= Moreton Bay Tramway Company =

The Moreton Bay Tramroad Company was a private enterprise attempt to establish railways in the new colony of Queensland. It was stillborn.

== People ==

- Coote,
- Stephens,
- Buckley.

- Abraham Fitzgibbon engineer, who was assistant to William Doyne on the Dun Mountain Tramway in Nelson, New Zealand.

== Land Grant Railway ==

It had been proposed to fund it as a Land Grant Railway.

== Horse power ==

The tramway was intended to be operated by horses.

== Characteristics ==

=== Gradients ===

Original proposed MBT company gradient was 1 in 25 (4.0%).

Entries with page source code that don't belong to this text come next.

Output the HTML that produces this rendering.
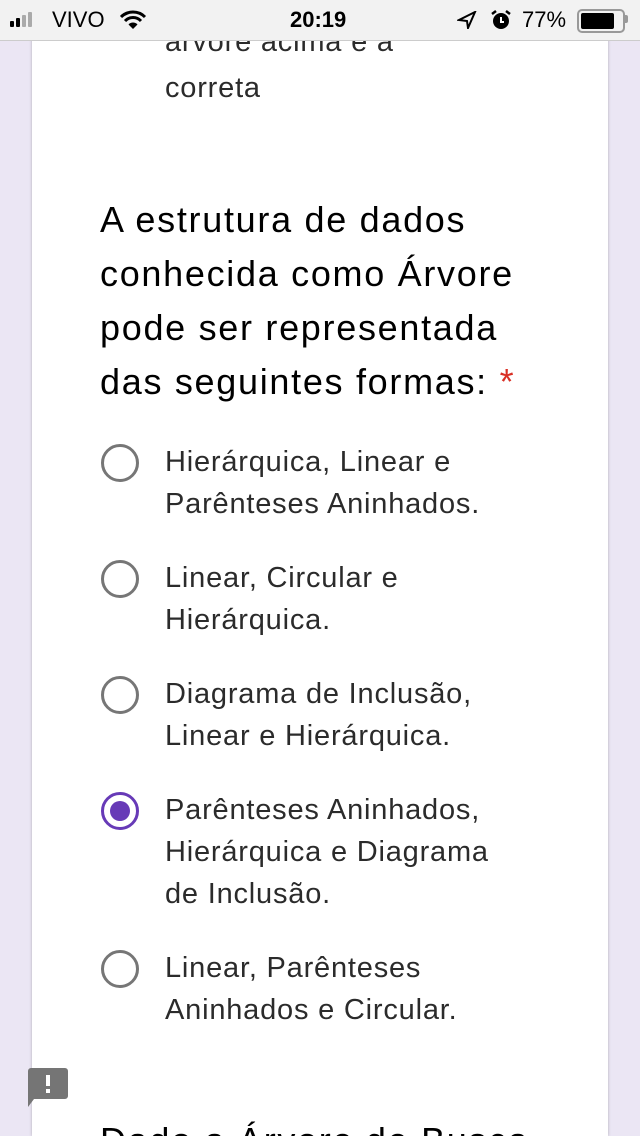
<!DOCTYPE html>
<html><head><meta charset="utf-8"><style>
html,body{margin:0;width:640px;height:1136px;overflow:hidden}
body{background:#ebe6f4;font-family:"Liberation Sans",Arial,sans-serif;position:relative}
.sb{position:absolute;left:0;top:0;width:640px;height:40px;background:#f2f2f2;border-bottom:1px solid #ccc;z-index:5}
.card{position:absolute;left:32px;top:0;width:576px;height:1136px;background:#fff;box-shadow:0 0 3px rgba(0,0,0,.25)}
.t{position:absolute;white-space:nowrap;color:#202124}
.q{font-size:36px;letter-spacing:1.7px;color:#000}
.o{font-size:29px;color:#2b2b2b;letter-spacing:0.8px}
.r{position:absolute;left:101px;width:32px;height:32px;border:3px solid #767676;border-radius:50%}
.r.s{border-color:#673ab7}
.r.s::after{content:"";position:absolute;left:6px;top:6px;width:20px;height:20px;border-radius:50%;background:#673ab7}
</style></head><body>
<div class="sb">
 <svg style="position:absolute;left:10px;top:12px" width="36" height="16"><rect x="0" y="9" width="4" height="6" rx="1" fill="#000"/><rect x="6" y="6" width="4" height="9" rx="1" fill="#000"/><rect x="12" y="3" width="4" height="12" rx="1" fill="#aaa"/><rect x="18" y="0" width="4" height="15" rx="1" fill="#aaa"/></svg>
 <span class="t" style="left:52px;top:7px;font-size:22px;color:#000">VIVO</span>
 <svg style="position:absolute;left:119px;top:10px" width="28" height="20" viewBox="0 0 28 20"><path d="M2 7 A17 17 0 0 1 26 7" stroke="#000" stroke-width="3" fill="none"/><path d="M6 11 A11 11 0 0 1 22 11" stroke="#000" stroke-width="3" fill="none"/><path d="M14 19 L9.5 14.5 A6 6 0 0 1 18.5 14.5 Z" fill="#000"/></svg>
 <span class="t" style="left:290px;top:7px;font-size:22px;font-weight:bold;color:#000">20:19</span>
 <svg style="position:absolute;left:457px;top:11px" width="20" height="18"><path d="M18 1 L2 9 L10 10 L11 17 Z" fill="none" stroke="#000" stroke-width="2"/></svg>
 <svg style="position:absolute;left:490px;top:9px" width="22" height="22"><circle cx="11" cy="12" r="8" fill="#000"/><path d="M11 8v5h3" stroke="#fff" stroke-width="2" fill="none"/><path d="M2 5l4-3M20 5l-4-3" stroke="#000" stroke-width="2.5"/></svg>
 <span class="t" style="left:522px;top:7px;font-size:22px;color:#000">77%</span>
 <div style="position:absolute;left:577px;top:9px;width:44px;height:20px;border:2px solid #999;border-radius:5px"><div style="margin:2px;width:33px;height:16px;background:#000;border-radius:2px"></div></div>
 <div style="position:absolute;left:625px;top:15px;width:3px;height:8px;background:#999;border-radius:0 2px 2px 0"></div>
</div>
<div class="card"></div>
<div class="t o" style="left:165px;top:26px">arvore acima e a</div>
<div class="t o" style="left:165px;top:72px">correta</div>
<div class="t q" style="left:100px;top:199px">A estrutura de dados</div>
<div class="t q" style="left:100px;top:253px">conhecida como Árvore</div>
<div class="t q" style="left:100px;top:307px">pode ser representada</div>
<div class="t q" style="left:100px;top:361px">das seguintes formas: <span style="color:#d93025">*</span></div>

<div class="r" style="top:444px"></div>
<div class="t o" style="left:165px;top:446px">Hierárquica, Linear e</div>
<div class="t o" style="left:165px;top:488px">Parênteses Aninhados.</div>

<div class="r" style="top:560px"></div>
<div class="t o" style="left:165px;top:562px">Linear, Circular e</div>
<div class="t o" style="left:165px;top:604px">Hierárquica.</div>

<div class="r" style="top:676px"></div>
<div class="t o" style="left:165px;top:678px">Diagrama de Inclusão,</div>
<div class="t o" style="left:165px;top:720px">Linear e Hierárquica.</div>

<div class="r s" style="top:792px"></div>
<div class="t o" style="left:165px;top:794px">Parênteses Aninhados,</div>
<div class="t o" style="left:165px;top:836px">Hierárquica e Diagrama</div>
<div class="t o" style="left:165px;top:878px">de Inclusão.</div>

<div class="r" style="top:950px"></div>
<div class="t o" style="left:165px;top:952px">Linear, Parênteses</div>
<div class="t o" style="left:165px;top:994px">Aninhados e Circular.</div>

<svg style="position:absolute;left:28px;top:1068px" width="40" height="40"><path d="M3 0 H37 A3 3 0 0 1 40 3 V28 A3 3 0 0 1 37 31 H6 L0 39 V3 A3 3 0 0 1 3 0Z" fill="#757575"/><rect x="18" y="7" width="4" height="11" fill="#fff"/><rect x="18" y="21" width="4" height="4" fill="#fff"/></svg>

<div class="t q" style="left:100px;top:1120px">Dado a Árvore de Busca</div>
</body></html>
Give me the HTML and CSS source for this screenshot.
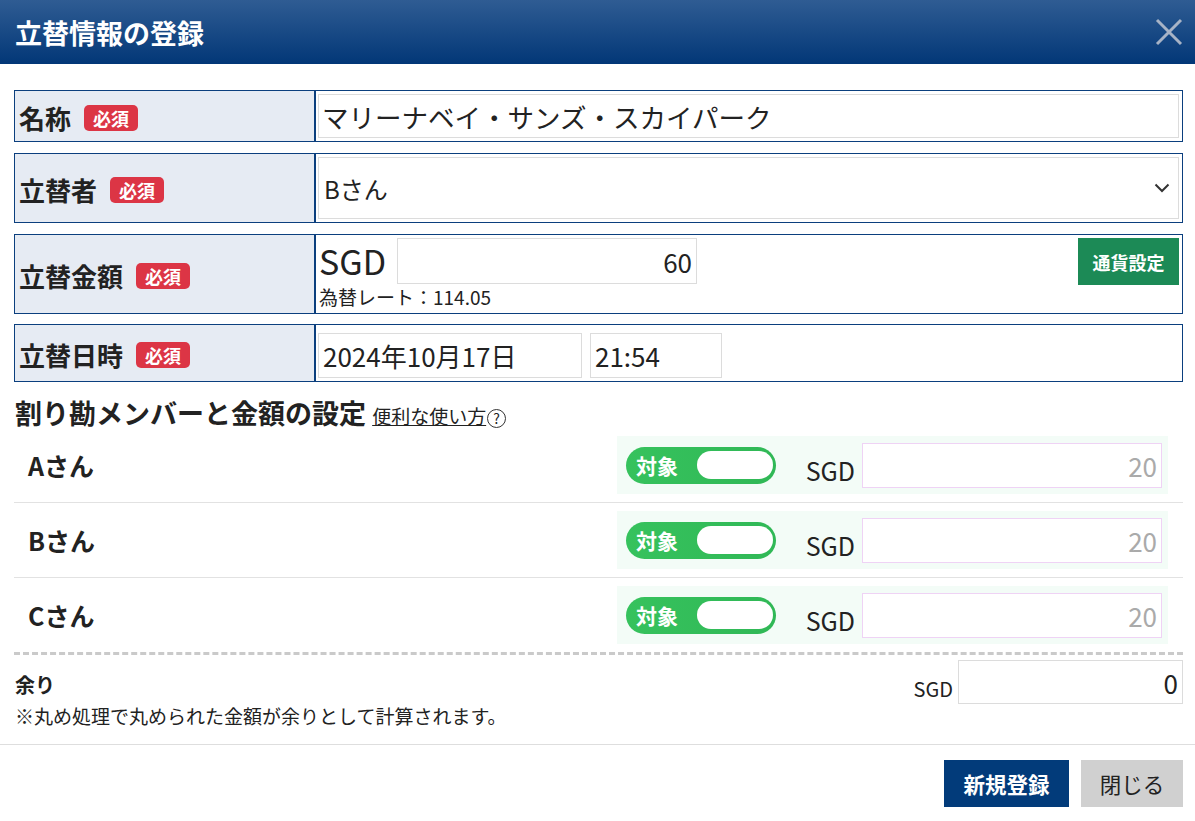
FILE: index.html
```html
<!DOCTYPE html>
<html>
<head>
    <title>立替情報の登録</title>
    <link rel="stylesheet" href="styles.css">
</head>
<body>
    <header class="modal-head">
        <h1>立替情報の登録</h1>
        <button class="close-btn" type="button">
            <svg width="28" height="28" viewBox="0 0 28 28">
                <path d="M2 2 L26 26 M26 2 L2 26" stroke="#a7b3c6" stroke-width="3" fill="none"/>
            </svg>
        </button>
    </header>
    <main class="modal-body">
        <div class="form-row row-name">
            <div class="form-label">名称<span class="req">必須</span></div>
            <div class="form-value">
                <input class="text-input full" type="text" value="マリーナベイ・サンズ・スカイパーク">
            </div>
        </div>
        <div class="form-row row-payer">
            <div class="form-label">立替者<span class="req">必須</span></div>
            <div class="form-value">
                <div class="select-box">
                    <span>Bさん</span>
                    <svg width="16" height="10" viewBox="0 0 16 10">
                        <path d="M1.5 1.5 L8 8 L14.5 1.5" stroke="#333" stroke-width="2" fill="none"/>
                    </svg>
                </div>
            </div>
        </div>
        <div class="form-row row-amount">
            <div class="form-label">立替金額<span class="req">必須</span></div>
            <div class="form-value amount-value">
                <div class="amount-main">
                    <div class="amount-line">
                        <span class="currency">SGD</span>
                        <input class="text-input amount-input" type="text" value="60">
                    </div>
                    <div class="rate">為替レート：114.05</div>
                </div>
                <button class="currency-btn" type="button">通貨設定</button>
            </div>
        </div>
        <div class="form-row row-date">
            <div class="form-label">立替日時<span class="req">必須</span></div>
            <div class="form-value date-value">
                <input class="text-input date-input" type="text" value="2024年10月17日">
                <input class="text-input time-input" type="text" value="21:54">
            </div>
        </div>

        <h2 class="split-title">割り勘メンバーと金額の設定 <a href="#" class="help-link">便利な使い方</a><span class="help-icon">?</span></h2>

        <div class="member-list">
            <div class="member-row">
                <div class="member-name">Aさん</div>
                <div class="member-panel">
                    <div class="toggle"><span class="toggle-text">対象</span><span class="toggle-knob"></span></div>
                    <span class="member-currency">SGD</span>
                    <input class="text-input member-input" type="text" value="20">
                </div>
            </div>
            <div class="member-row">
                <div class="member-name">Bさん</div>
                <div class="member-panel">
                    <div class="toggle"><span class="toggle-text">対象</span><span class="toggle-knob"></span></div>
                    <span class="member-currency">SGD</span>
                    <input class="text-input member-input" type="text" value="20">
                </div>
            </div>
            <div class="member-row">
                <div class="member-name">Cさん</div>
                <div class="member-panel">
                    <div class="toggle"><span class="toggle-text">対象</span><span class="toggle-knob"></span></div>
                    <span class="member-currency">SGD</span>
                    <input class="text-input member-input" type="text" value="20">
                </div>
            </div>
        </div>

        <div class="remainder">
            <div class="remainder-text">
                <div class="remainder-title">余り</div>
                <div class="remainder-note">※丸め処理で丸められた金額が余りとして計算されます。</div>
            </div>
            <div class="remainder-amount">
                <span class="remainder-currency">SGD</span>
                <input class="text-input remainder-input" type="text" value="0">
            </div>
        </div>
    </main>
    <footer class="modal-foot">
        <button class="btn btn-primary" type="button">新規登録</button>
        <button class="btn btn-gray" type="button">閉じる</button>
    </footer>
</body>
</html>
```

FILE: styles.css
```css
body {
    margin: 0;
    background-color: #fff;
    color: #222;
    font-family: "Noto Sans CJK JP", "Noto Sans", sans-serif;
}
.modal-head {
    height: 64px;
    background: linear-gradient(#2f5c93, #023777);
    display: flex;
    align-items: center;
    justify-content: space-between;
    padding: 0 12px 0 15px;
}
.modal-head h1 {
    margin: 0;
    color: #fff;
    font-size: 27px;
    font-weight: bold;
    line-height: 1;
}
.close-btn {
    background: none;
    border: none;
    padding: 0;
    width: 28px;
    height: 28px;
    cursor: pointer;
}
.modal-body {
    padding: 26px 12px 0 14px;
}
.form-row {
    display: flex;
    border: 1px solid #0b3f7e;
    margin-bottom: 11px;
}
.row-amount {
    margin-bottom: 10px;
}
.form-label {
    width: 295px;
    flex-shrink: 0;
    background-color: #e6ebf3;
    border-right: 2px solid #0b3f7e;
    display: flex;
    align-items: center;
    padding: 3px 0 0 4px;
    font-size: 26px;
    font-weight: bold;
}
.req {
    display: inline-block;
    margin-left: 13px;
    background-color: #dc3545;
    color: #fff;
    font-size: 18px;
    font-weight: bold;
    line-height: 26px;
    padding: 0 9px;
    border-radius: 5px;
}
.form-value {
    flex: 1;
    padding: 3px 3px 3px 2px;
}
.text-input {
    box-sizing: border-box;
    border: 1px solid #dcdcdc;
    font-family: "Noto Sans CJK JP", "Noto Sans", sans-serif;
    font-size: 26px;
    color: #222;
    padding: 0 4px;
    margin: 0;
    background: #fff;
    outline: none;
}
.full {
    width: 100%;
    height: 44px;
    font-size: 26.5px;
    padding: 0 3px;
}
.select-box {
    box-sizing: border-box;
    height: 62px;
    border: 1px solid #dcdcdc;
    display: flex;
    align-items: center;
    justify-content: space-between;
    padding: 0 8px 0 5px;
    font-size: 24px;
}
.amount-value {
    display: flex;
    justify-content: space-between;
}
.amount-line {
    display: flex;
    align-items: center;
}
.currency {
    font-size: 34px;
    line-height: 46px;
    padding-left: 1px;
    width: 78px;
}
.amount-input {
    width: 300px;
    height: 46px;
    text-align: right;
}
.rate {
    font-size: 19px;
    line-height: 26px;
    padding-left: 1px;
}
.currency-btn {
    width: 101px;
    height: 47px;
    border: none;
    background-color: #1c8a56;
    color: #fff;
    font-family: "Noto Sans CJK JP", sans-serif;
    font-size: 18px;
    font-weight: bold;
    cursor: pointer;
}
.date-value {
    display: flex;
    gap: 8px;
    padding-top: 8px;
}
.date-input {
    width: 264px;
    height: 45px;
}
.time-input {
    width: 132px;
    height: 45px;
}
.split-title {
    margin: 15px 0 0 1px;
    height: 31px;
    font-size: 27px;
    line-height: 31px;
    font-weight: bold;
}
.help-link {
    font-size: 19px;
    font-weight: normal;
    color: #222;
}
.help-icon {
    display: inline-block;
    box-sizing: border-box;
    width: 19px;
    height: 19px;
    margin-left: 1px;
    border: 1px solid #333;
    border-radius: 50%;
    font-size: 14px;
    font-weight: normal;
    line-height: 17px;
    text-align: center;
}
.member-row {
    display: flex;
    align-items: center;
    padding: 8px 0;
    border-bottom: 1px solid #e2e2e2;
}
.member-row:last-child {
    border-bottom: none;
}
.member-name {
    flex: 1;
    padding-left: 14px;
    font-size: 25px;
    font-weight: bold;
}
.member-panel {
    width: 551px;
    height: 58px;
    box-sizing: border-box;
    margin-right: 15px;
    background-color: #f3fcf7;
    display: flex;
    align-items: center;
    padding: 0 6px 0 9px;
}
.toggle {
    width: 150px;
    height: 37px;
    box-sizing: border-box;
    border-radius: 19px;
    background: linear-gradient(90deg, #36c25d, #30b856);
    display: flex;
    align-items: center;
    justify-content: space-between;
    padding: 0 3px 0 10px;
}
.toggle-text {
    color: #fff;
    font-size: 21px;
    font-weight: bold;
}
.toggle-knob {
    width: 76px;
    height: 28px;
    background-color: #fff;
    border-radius: 14px;
}
.member-currency {
    margin-left: auto;
    margin-right: 7px;
    font-size: 25px;
    align-self: flex-end;
    line-height: 36px;
    margin-bottom: 6px;
}
.member-input {
    width: 300px;
    height: 45px;
    border-color: #efd3f5;
    color: #aaa;
    text-align: right;
    align-self: flex-start;
    margin-top: 7px;
}
.remainder {
    display: flex;
    justify-content: space-between;
    border-top: 3px dashed #cacaca;
    padding: 5px 0 14px 1px;
}
.remainder-title {
    padding-top: 10px;
    font-size: 20px;
    line-height: 30px;
    font-weight: bold;
}
.remainder-note {
    margin-top: 2px;
    font-size: 19px;
    line-height: 28px;
}
.remainder-amount {
    display: flex;
    align-items: flex-end;
    align-self: flex-start;
}
.remainder-currency {
    font-size: 20px;
    line-height: 30px;
    margin-right: 5px;
}
.remainder-input {
    width: 225px;
    height: 44px;
    text-align: right;
}
.modal-foot {
    border-top: 1px solid #dedede;
    padding: 15px 12px 0 0;
    display: flex;
    justify-content: flex-end;
    gap: 12px;
}
.btn {
    height: 47px;
    border: none;
    font-family: "Noto Sans CJK JP", sans-serif;
    font-size: 21.5px;
    cursor: pointer;
}
.btn-primary {
    width: 125px;
    background-color: #023b7a;
    color: #fff;
    font-weight: bold;
}
.btn-gray {
    width: 102px;
    background-color: #d0d0d0;
    color: #222;
}
```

The original gauge was 1435mm with horse drawn motive power.

The later railway along the route of the tramway has ruling gradients of 1 in 50. This might be rather steep for horse operation, unless unloaded in uphill direction.

=== Rails ===

The line was originally to use 35 lb/yd rail.

== Nomenclature ==

The Tramway company is sometimes called a Tramroad.

== Timeline ==

=== 1859 ===

- Queensland separated from New South Wales on 6 June 1859. Some very preliminary railway plans had been prepared by the New South Wales Government which were handed over to the new Queensland Government.

=== 1860 ===
- April – An early mention in a political platform of the need for railways or tramways in Queensland.
- April – An early mention of the constructing firm of Moreton, Peto and Brassey.
- November – An advertisement for the company's prospectus in a Sydney newspaper.
- November – An advertisement for the company's prospectus in a Brisbane paper.

=== 1862 ===

- April – coal deposits reported next to the proposed route.
- 29 May – Tramway assets taken over by Government.

=== 1863 ===

- Insolvent Court
- 9 May – the Government Railways Bill repeals the Tramway Act, except for court actions already in action.
- 20 August – Railway Bill in parliament

=== 1865 ===

- 29 March 1865 – three large shareholder taken to Supreme Court for not paying calls on contributing shares.
The three are:
- Coote,
- Stephens,
- Buckley.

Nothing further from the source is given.